• [Aim of the task]:
Transcribe the full listing exactly, and drop every picture.

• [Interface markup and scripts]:
** START **

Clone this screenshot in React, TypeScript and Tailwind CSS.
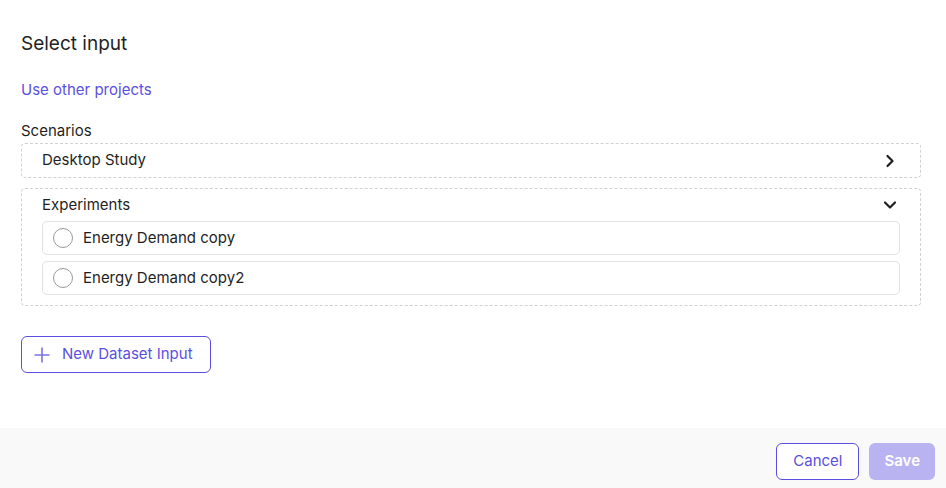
import { ChevronRight, ChevronDown } from "lucide-react";

const experiments = ["Energy Demand copy", "Energy Demand copy2"];

export default function App() {
  return (
    <div className="flex h-[488px] w-[946px] flex-col bg-white font-['Inter',sans-serif] text-[#1f1f1f]">
      <div className="flex-1 px-[21px] pt-[32px]">
        <h2 className="text-[19px] leading-[24px]">Select input</h2>

        <a className="mt-[24px] block text-[15px] leading-[20px] text-[#5a50e0]">
          Use other projects
        </a>

        <div className="mt-[21px] text-[15px] leading-[20px]">Scenarios</div>

        <div className="mt-[2px] flex h-[35px] w-[900px] items-center justify-between rounded-[4px] border border-dashed border-[#d2d2d2] pl-[20px] pr-[20px] text-[15px]">
          <span>Desktop Study</span>
          <ChevronRight className="h-[20px] w-[20px]" strokeWidth={2.6} />
        </div>

        <div className="mt-[10px] w-[900px] rounded-[4px] border border-dashed border-[#d2d2d2] px-[20px] pb-[10px] pt-[6px] text-[15px]">
          <div className="flex h-[20px] items-center justify-between">
            <span>Experiments</span>
            <ChevronDown className="h-[20px] w-[20px]" strokeWidth={2.6} />
          </div>
          <div className="mt-[6px] flex flex-col gap-[6px]">
            {experiments.map((name) => (
              <label
                key={name}
                className="flex h-[34px] items-center gap-[10px] rounded-[5px] border border-[#e2e2e2] px-[10px]"
              >
                <span className="h-[20px] w-[20px] rounded-full border border-[#9a9a9a]" />
                <span>{name}</span>
              </label>
            ))}
          </div>
        </div>

        <button className="mt-[30px] flex h-[37px] items-center gap-[12px] rounded-[6px] border border-[#5a50e0] pb-[1px] pl-[12px] pr-[17px] pt-[1px] text-[15px] text-[#5a50e0]">
          <svg width="16" height="16" viewBox="0 0 16 16" className="text-[#7a73e8]">
            <path d="M8 0.5V15.5M0.5 8H15.5" stroke="currentColor" strokeWidth="1.6" fill="none" />
          </svg>
          New Dataset Input
        </button>
      </div>

      <div className="flex h-[60px] items-start justify-end gap-[10px] bg-[#f9f9f9] pr-[11px] pt-[15px]">
        <button className="h-[37px] rounded-[6px] border border-[#5a50e0] bg-white px-[16px] text-[15px] text-[#5a50e0]">
          Cancel
        </button>
        <button className="h-[37px] rounded-[6px] bg-[#b9b4f1] px-[15px] text-[15px] font-semibold text-white">
          Save
        </button>
      </div>
    </div>
  );
}
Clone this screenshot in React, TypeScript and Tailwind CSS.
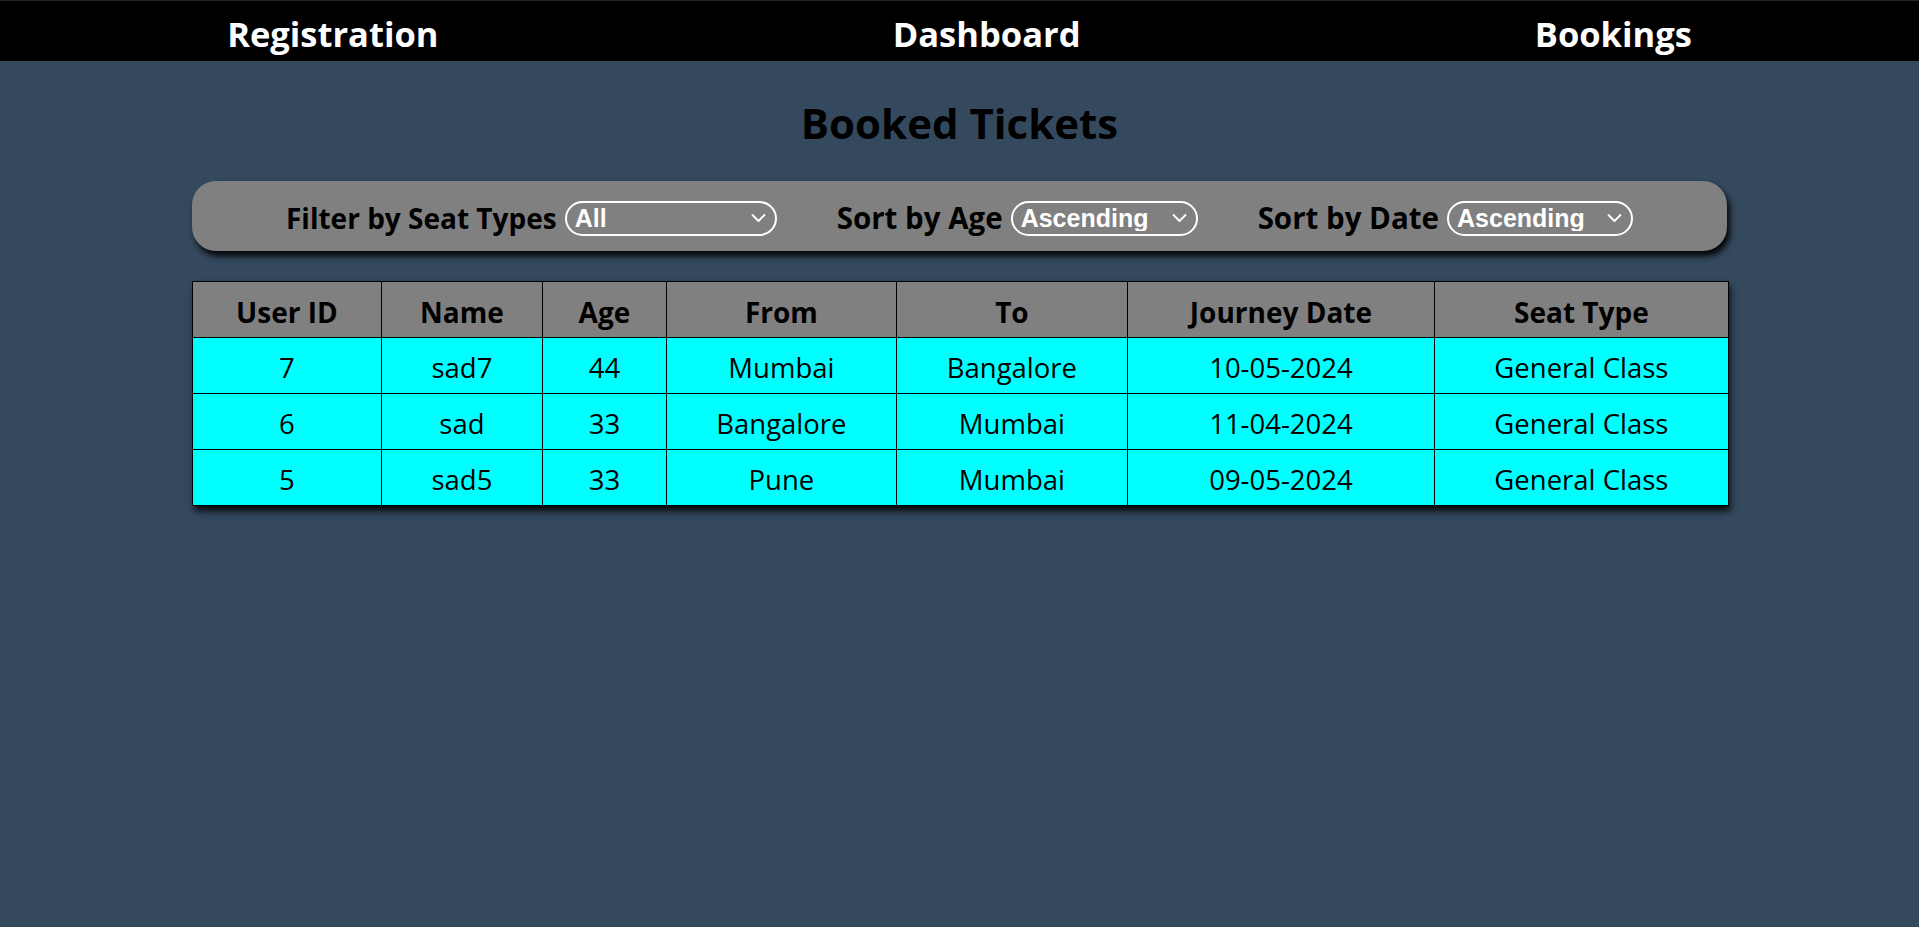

** END **

• [Answer for this exercise]:
Clone this screenshot in React, TypeScript and Tailwind CSS.
import { ChevronRight, ChevronDown } from "lucide-react";

const experiments = ["Energy Demand copy", "Energy Demand copy2"];

export default function App() {
  return (
    <div className="flex h-[488px] w-[946px] flex-col bg-white font-['Inter',sans-serif] text-[#1f1f1f]">
      <div className="flex-1 px-[21px] pt-[32px]">
        <h2 className="text-[19px] leading-[24px]">Select input</h2>

        <a className="mt-[24px] block text-[15px] leading-[20px] text-[#5a50e0]">
          Use other projects
        </a>

        <div className="mt-[21px] text-[15px] leading-[20px]">Scenarios</div>

        <div className="mt-[2px] flex h-[35px] w-[900px] items-center justify-between rounded-[4px] border border-dashed border-[#d2d2d2] pl-[20px] pr-[20px] text-[15px]">
          <span>Desktop Study</span>
          <ChevronRight className="h-[20px] w-[20px]" strokeWidth={2.6} />
        </div>

        <div className="mt-[10px] w-[900px] rounded-[4px] border border-dashed border-[#d2d2d2] px-[20px] pb-[10px] pt-[6px] text-[15px]">
          <div className="flex h-[20px] items-center justify-between">
            <span>Experiments</span>
            <ChevronDown className="h-[20px] w-[20px]" strokeWidth={2.6} />
          </div>
          <div className="mt-[6px] flex flex-col gap-[6px]">
            {experiments.map((name) => (
              <label
                key={name}
                className="flex h-[34px] items-center gap-[10px] rounded-[5px] border border-[#e2e2e2] px-[10px]"
              >
                <span className="h-[20px] w-[20px] rounded-full border border-[#9a9a9a]" />
                <span>{name}</span>
              </label>
            ))}
          </div>
        </div>

        <button className="mt-[30px] flex h-[37px] items-center gap-[12px] rounded-[6px] border border-[#5a50e0] pb-[1px] pl-[12px] pr-[17px] pt-[1px] text-[15px] text-[#5a50e0]">
          <svg width="16" height="16" viewBox="0 0 16 16" className="text-[#7a73e8]">
            <path d="M8 0.5V15.5M0.5 8H15.5" stroke="currentColor" strokeWidth="1.6" fill="none" />
          </svg>
          New Dataset Input
        </button>
      </div>

      <div className="flex h-[60px] items-start justify-end gap-[10px] bg-[#f9f9f9] pr-[11px] pt-[15px]">
        <button className="h-[37px] rounded-[6px] border border-[#5a50e0] bg-white px-[16px] text-[15px] text-[#5a50e0]">
          Cancel
        </button>
        <button className="h-[37px] rounded-[6px] bg-[#b9b4f1] px-[15px] text-[15px] font-semibold text-white">
          Save
        </button>
      </div>
    </div>
  );
}
Clone this screenshot in React, TypeScript and Tailwind CSS.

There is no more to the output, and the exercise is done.